When you are travelling on an unknown road, you should always inquire all about it, to avoid taking the wrong one, which you are likely to do, even if you have a good map with you.
LADIES AS PEDESTRIANS.
I have once or twice alluded to ladies walking and camping. It is thoroughly practicable for them to do so. They must have a wagon, and do none of the heavy work; their gowns must not reach quite to the ground, and all of their clothing must be loose and easy.[23] Of course there must be gentlemen in the party; and it may save annoyance to have at least one of the ladies well-nigh “middle-aged.” Ladies must be cared for more tenderly than men. If they are not well, the wagon should go back for them at the end of the day’s march; shelter-tents are not to be recommended for them, nor are two blankets sufficient bedclothing. They ought not to be compelled to go any definite distance, but after having made their day’s walk let the tents be pitched. Rainy weather is particularly unpleasant to ladies in tents; deserted houses, schoolhouses, saw-mills, or barns should be sought for them when a storm is brewing.
LADIES AND CHILDREN IN CAMP.
In a permanent camp, however, ladies, and children as well, can make themselves thoroughly at home.[24] They ought not to “rough it” so much as young men expect to: consequently they should be better protected from the wet and cold.
I have seen a man with his wife and two children enjoy themselves through a week of rainy weather in an A-tent; but there are not many such happy families, and it is not advisable to camp with such limited accommodations.

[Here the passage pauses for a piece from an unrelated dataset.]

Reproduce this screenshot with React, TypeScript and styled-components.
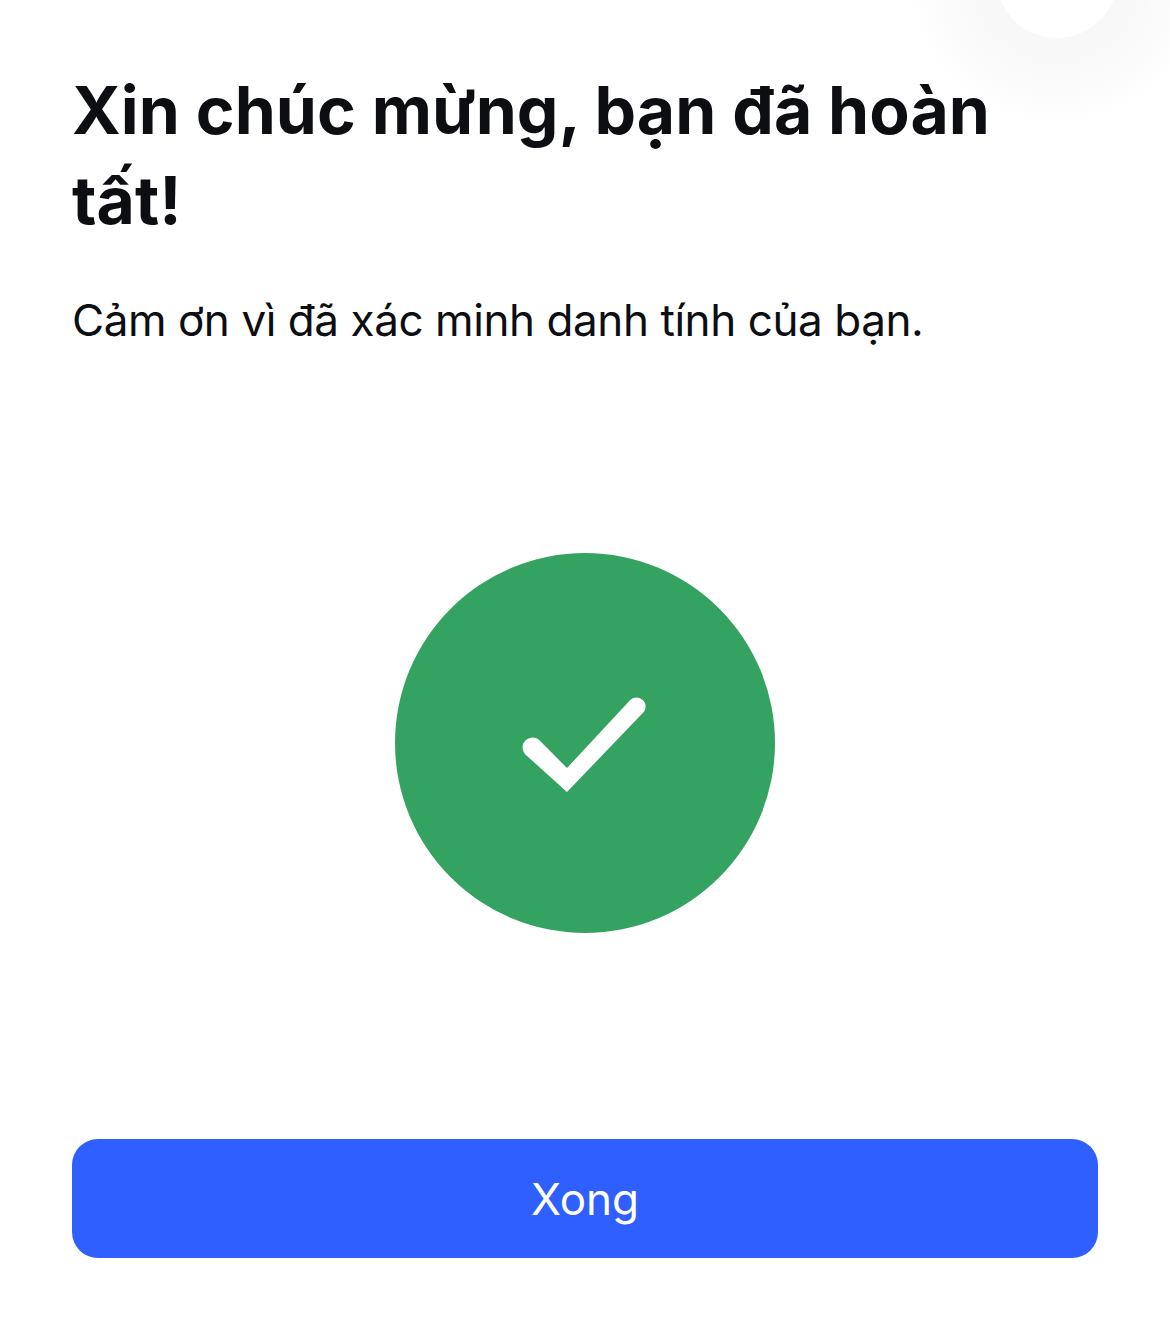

Almost all women will find it trying to their backs to be kept all day in an A-tent. If you have no other kind, you should build some sort of a wall, and pitch the tent on top of it. It is not a difficult or expensive task to put guy-lines and a wall of drilling on an A-tent, and make new poles, or pitch the old ones upon posts. In either case you should stay the tent with lines running from the top to the ground.
It has already been advised that women should have a stove; in general, they ought not to depart so far from home ways as men do.
Rubber boots are almost a necessity for women and children during rainy weather and while the dew is upon the grass.
SUMMER-HOUSES, SHEDS, AND BRUSH SCREENS.
There is little to be said of the summer-houses built at the seaside near our large cities, since that is rather a matter of carpentry; nor of portable houses; nor of lattice-work with painted paper; nor even of a “schbang” such as I have often built of old doors, shutters, outer windows, and tarred paper: any one who is ingenious can knock together all the shelter his needs require or means allow. But, where you are camping for a week or more, it pays you well to use all you have in making yourself comfortable. A bush house, a canopy under which to eat, and something better than plain “out-of-doors” to cook in, are among the first things to attend to.